*Given problem*
Repeat all of the material below exactly as written, images excluded.

*Data section*

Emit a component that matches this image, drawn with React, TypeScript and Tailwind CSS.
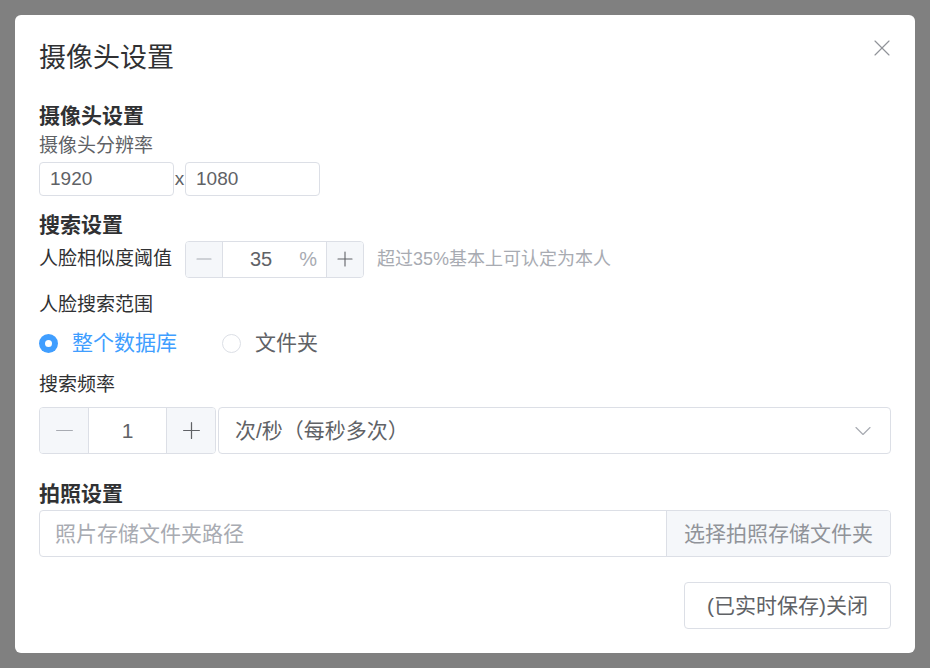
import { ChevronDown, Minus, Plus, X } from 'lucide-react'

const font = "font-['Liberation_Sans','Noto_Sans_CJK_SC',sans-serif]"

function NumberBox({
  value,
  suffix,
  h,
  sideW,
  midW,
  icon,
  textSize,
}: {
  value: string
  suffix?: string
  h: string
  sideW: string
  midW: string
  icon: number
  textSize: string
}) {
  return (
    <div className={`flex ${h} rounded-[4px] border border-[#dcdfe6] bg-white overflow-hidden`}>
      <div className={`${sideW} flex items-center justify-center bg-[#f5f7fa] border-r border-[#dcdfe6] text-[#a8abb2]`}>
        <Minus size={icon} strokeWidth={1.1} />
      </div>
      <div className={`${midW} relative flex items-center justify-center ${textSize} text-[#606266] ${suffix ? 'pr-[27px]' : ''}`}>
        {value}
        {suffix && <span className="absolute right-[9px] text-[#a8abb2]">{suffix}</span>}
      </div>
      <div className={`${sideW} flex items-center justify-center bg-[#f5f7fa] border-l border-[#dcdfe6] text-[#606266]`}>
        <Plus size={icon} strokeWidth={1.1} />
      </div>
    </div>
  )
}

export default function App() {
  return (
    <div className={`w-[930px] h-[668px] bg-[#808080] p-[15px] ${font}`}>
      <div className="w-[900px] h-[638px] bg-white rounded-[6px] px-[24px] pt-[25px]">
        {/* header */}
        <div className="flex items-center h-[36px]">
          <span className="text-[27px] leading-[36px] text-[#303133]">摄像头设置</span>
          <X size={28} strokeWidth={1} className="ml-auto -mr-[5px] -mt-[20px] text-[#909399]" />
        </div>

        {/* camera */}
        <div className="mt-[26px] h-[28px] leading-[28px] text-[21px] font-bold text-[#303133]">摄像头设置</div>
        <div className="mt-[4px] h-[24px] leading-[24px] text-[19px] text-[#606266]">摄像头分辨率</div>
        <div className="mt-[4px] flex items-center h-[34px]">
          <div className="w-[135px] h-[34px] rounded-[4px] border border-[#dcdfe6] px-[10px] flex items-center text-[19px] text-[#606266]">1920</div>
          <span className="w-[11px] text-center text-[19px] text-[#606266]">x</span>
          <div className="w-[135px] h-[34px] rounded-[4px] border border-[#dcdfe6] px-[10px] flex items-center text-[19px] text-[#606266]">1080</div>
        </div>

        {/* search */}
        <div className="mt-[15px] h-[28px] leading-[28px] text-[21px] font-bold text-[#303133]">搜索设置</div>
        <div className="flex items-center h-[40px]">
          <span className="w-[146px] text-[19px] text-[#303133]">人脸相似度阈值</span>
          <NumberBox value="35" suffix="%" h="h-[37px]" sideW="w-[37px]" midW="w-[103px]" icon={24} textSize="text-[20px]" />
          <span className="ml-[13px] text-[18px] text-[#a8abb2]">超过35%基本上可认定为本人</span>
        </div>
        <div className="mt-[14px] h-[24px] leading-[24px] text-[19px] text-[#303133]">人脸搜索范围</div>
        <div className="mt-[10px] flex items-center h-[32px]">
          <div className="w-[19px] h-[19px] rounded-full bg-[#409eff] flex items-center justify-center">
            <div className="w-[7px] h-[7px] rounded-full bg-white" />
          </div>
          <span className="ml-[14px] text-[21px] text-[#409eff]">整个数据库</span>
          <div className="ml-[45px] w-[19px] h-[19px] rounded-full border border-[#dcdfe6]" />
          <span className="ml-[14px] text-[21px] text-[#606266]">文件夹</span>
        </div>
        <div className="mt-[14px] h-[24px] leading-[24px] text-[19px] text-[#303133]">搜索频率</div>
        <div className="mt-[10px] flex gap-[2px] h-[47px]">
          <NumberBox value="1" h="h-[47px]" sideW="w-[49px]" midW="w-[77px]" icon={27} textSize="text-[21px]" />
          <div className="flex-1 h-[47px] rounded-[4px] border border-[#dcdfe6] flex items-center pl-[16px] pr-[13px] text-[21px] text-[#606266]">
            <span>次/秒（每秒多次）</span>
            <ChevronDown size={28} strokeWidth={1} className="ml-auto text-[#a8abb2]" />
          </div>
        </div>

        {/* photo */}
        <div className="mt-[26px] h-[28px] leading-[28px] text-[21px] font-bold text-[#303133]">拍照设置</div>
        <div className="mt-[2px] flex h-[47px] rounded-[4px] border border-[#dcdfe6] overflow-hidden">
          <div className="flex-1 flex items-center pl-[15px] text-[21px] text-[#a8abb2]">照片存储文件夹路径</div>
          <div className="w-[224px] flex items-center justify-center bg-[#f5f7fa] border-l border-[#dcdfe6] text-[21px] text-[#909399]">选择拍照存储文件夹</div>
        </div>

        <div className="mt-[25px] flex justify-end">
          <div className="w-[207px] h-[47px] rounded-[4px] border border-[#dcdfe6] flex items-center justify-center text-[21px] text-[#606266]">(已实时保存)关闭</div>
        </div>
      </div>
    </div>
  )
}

*Finished answer*
Emit a component that matches this image, drawn with React, TypeScript and Tailwind CSS.
import { ChevronDown, Minus, Plus, X } from 'lucide-react'

const font = "font-['Liberation_Sans','Noto_Sans_CJK_SC',sans-serif]"

function NumberBox({
  value,
  suffix,
  h,
  sideW,
  midW,
  icon,
  textSize,
}: {
  value: string
  suffix?: string
  h: string
  sideW: string
  midW: string
  icon: number
  textSize: string
}) {
  return (
    <div className={`flex ${h} rounded-[4px] border border-[#dcdfe6] bg-white overflow-hidden`}>
      <div className={`${sideW} flex items-center justify-center bg-[#f5f7fa] border-r border-[#dcdfe6] text-[#a8abb2]`}>
        <Minus size={icon} strokeWidth={1.1} />
      </div>
      <div className={`${midW} relative flex items-center justify-center ${textSize} text-[#606266] ${suffix ? 'pr-[27px]' : ''}`}>
        {value}
        {suffix && <span className="absolute right-[9px] text-[#a8abb2]">{suffix}</span>}
      </div>
      <div className={`${sideW} flex items-center justify-center bg-[#f5f7fa] border-l border-[#dcdfe6] text-[#606266]`}>
        <Plus size={icon} strokeWidth={1.1} />
      </div>
    </div>
  )
}

export default function App() {
  return (
    <div className={`w-[930px] h-[668px] bg-[#808080] p-[15px] ${font}`}>
      <div className="w-[900px] h-[638px] bg-white rounded-[6px] px-[24px] pt-[25px]">
        {/* header */}
        <div className="flex items-center h-[36px]">
          <span className="text-[27px] leading-[36px] text-[#303133]">摄像头设置</span>
          <X size={28} strokeWidth={1} className="ml-auto -mr-[5px] -mt-[20px] text-[#909399]" />
        </div>

        {/* camera */}
        <div className="mt-[26px] h-[28px] leading-[28px] text-[21px] font-bold text-[#303133]">摄像头设置</div>
        <div className="mt-[4px] h-[24px] leading-[24px] text-[19px] text-[#606266]">摄像头分辨率</div>
        <div className="mt-[4px] flex items-center h-[34px]">
          <div className="w-[135px] h-[34px] rounded-[4px] border border-[#dcdfe6] px-[10px] flex items-center text-[19px] text-[#606266]">1920</div>
          <span className="w-[11px] text-center text-[19px] text-[#606266]">x</span>
          <div className="w-[135px] h-[34px] rounded-[4px] border border-[#dcdfe6] px-[10px] flex items-center text-[19px] text-[#606266]">1080</div>
        </div>

        {/* search */}
        <div className="mt-[15px] h-[28px] leading-[28px] text-[21px] font-bold text-[#303133]">搜索设置</div>
        <div className="flex items-center h-[40px]">
          <span className="w-[146px] text-[19px] text-[#303133]">人脸相似度阈值</span>
          <NumberBox value="35" suffix="%" h="h-[37px]" sideW="w-[37px]" midW="w-[103px]" icon={24} textSize="text-[20px]" />
          <span className="ml-[13px] text-[18px] text-[#a8abb2]">超过35%基本上可认定为本人</span>
        </div>
        <div className="mt-[14px] h-[24px] leading-[24px] text-[19px] text-[#303133]">人脸搜索范围</div>
        <div className="mt-[10px] flex items-center h-[32px]">
          <div className="w-[19px] h-[19px] rounded-full bg-[#409eff] flex items-center justify-center">
            <div className="w-[7px] h-[7px] rounded-full bg-white" />
          </div>
          <span className="ml-[14px] text-[21px] text-[#409eff]">整个数据库</span>
          <div className="ml-[45px] w-[19px] h-[19px] rounded-full border border-[#dcdfe6]" />
          <span className="ml-[14px] text-[21px] text-[#606266]">文件夹</span>
        </div>
        <div className="mt-[14px] h-[24px] leading-[24px] text-[19px] text-[#303133]">搜索频率</div>
        <div className="mt-[10px] flex gap-[2px] h-[47px]">
          <NumberBox value="1" h="h-[47px]" sideW="w-[49px]" midW="w-[77px]" icon={27} textSize="text-[21px]" />
          <div className="flex-1 h-[47px] rounded-[4px] border border-[#dcdfe6] flex items-center pl-[16px] pr-[13px] text-[21px] text-[#606266]">
            <span>次/秒（每秒多次）</span>
            <ChevronDown size={28} strokeWidth={1} className="ml-auto text-[#a8abb2]" />
          </div>
        </div>

        {/* photo */}
        <div className="mt-[26px] h-[28px] leading-[28px] text-[21px] font-bold text-[#303133]">拍照设置</div>
        <div className="mt-[2px] flex h-[47px] rounded-[4px] border border-[#dcdfe6] overflow-hidden">
          <div className="flex-1 flex items-center pl-[15px] text-[21px] text-[#a8abb2]">照片存储文件夹路径</div>
          <div className="w-[224px] flex items-center justify-center bg-[#f5f7fa] border-l border-[#dcdfe6] text-[21px] text-[#909399]">选择拍照存储文件夹</div>
        </div>

        <div className="mt-[25px] flex justify-end">
          <div className="w-[207px] h-[47px] rounded-[4px] border border-[#dcdfe6] flex items-center justify-center text-[21px] text-[#606266]">(已实时保存)关闭</div>
        </div>
      </div>
    </div>
  )
}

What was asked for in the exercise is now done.